All other directions were followed exactly for this “print worthy” cake recipe. Printed It is now stored in my binder in a plastic protective sleeve as I anticipate to repeat the experience multiple times in the future.
Allison
Thanks for the kind review! I’m glad you enjoyed it. 🙂
Rebecca
Would like to make this cake in a 9×13 size pan. Should I double the recipe?
Allison
I think double will make a really thick cake, probably not ideal. One and a half of the recipe would likely be the better amount for a 9×13. I can’t say for sure, I haven’t tried it.
Liv
Can I use a 10×10 cake pan? I don’t have 9×9 or 8×11. Thanks in advance!
Allison
I think the cake might out come quite thin. You’re welcome to play around with it.
Cristine Saunders
Delicious! But use good butter, flour (King Author All purpose), etc…don’t skimp..use a good bakers vanilla, & a very good Almond extract:)) It’s a lovely cake, that everyone will love, if they like cranberries….that taste more like cherries! Just kidding, but it’s a really good cake…yes, I would make this again.

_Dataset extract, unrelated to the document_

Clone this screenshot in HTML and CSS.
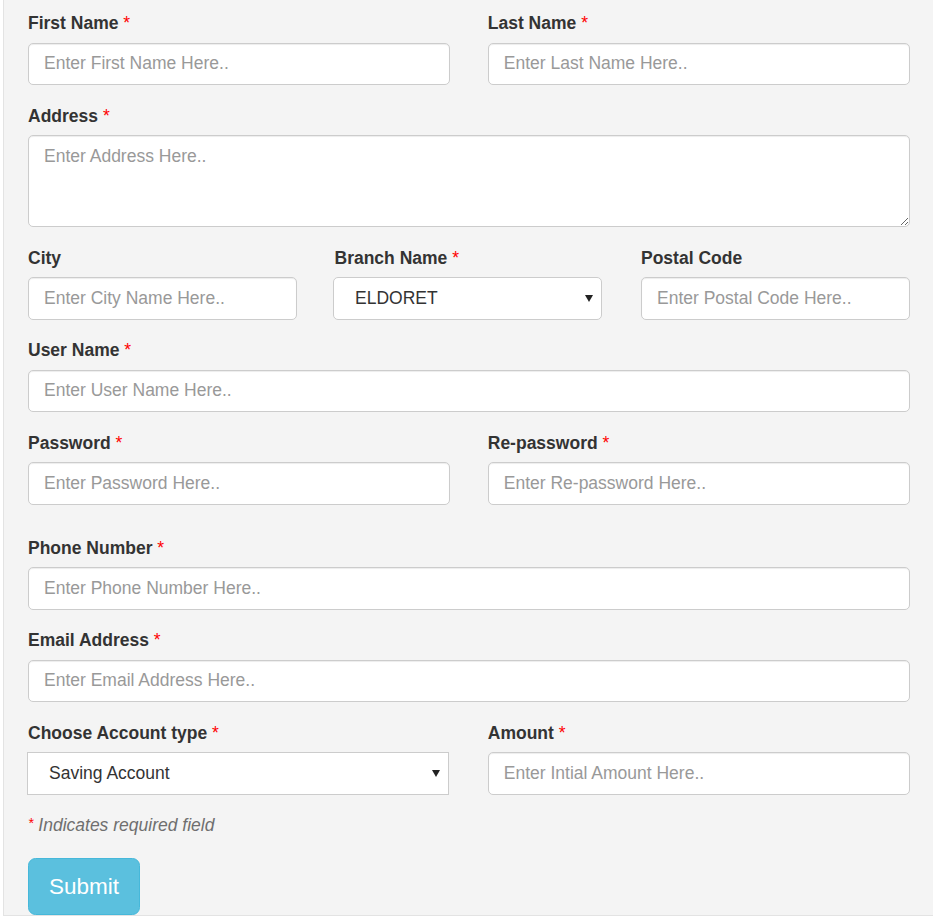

I also Love Nantucket pie, which is similiar..another favorite recipe of mine…thank you for sharing this recipe & God Bless.
Allison
I’m glad you enjoyed it! Thanks for stopping by.
Doreen
OMG – this has become my new brunch necessity!! I changed nothing! So moist (hence the missing piece!), and delightful. The burst of flavor from both the cranberries and the almond extract makes this cake so tasty! My husband said it tasted like “More, please!” Thank you for making this recipe available to us cranberry nuts!
Allison
You’re welcome! I’m glad you enjoyed it. 🙂
Debbie T
Made this yesterday……..delicious❣️I gave some to a friend with same statement from her!_
Allison
I’m so glad! Thanks for stopping by. 🙂
Stephanie Sekula
I have made this cake a dozen times and love it. Today I’m adding blueberries as well!! I hope it’s tasty!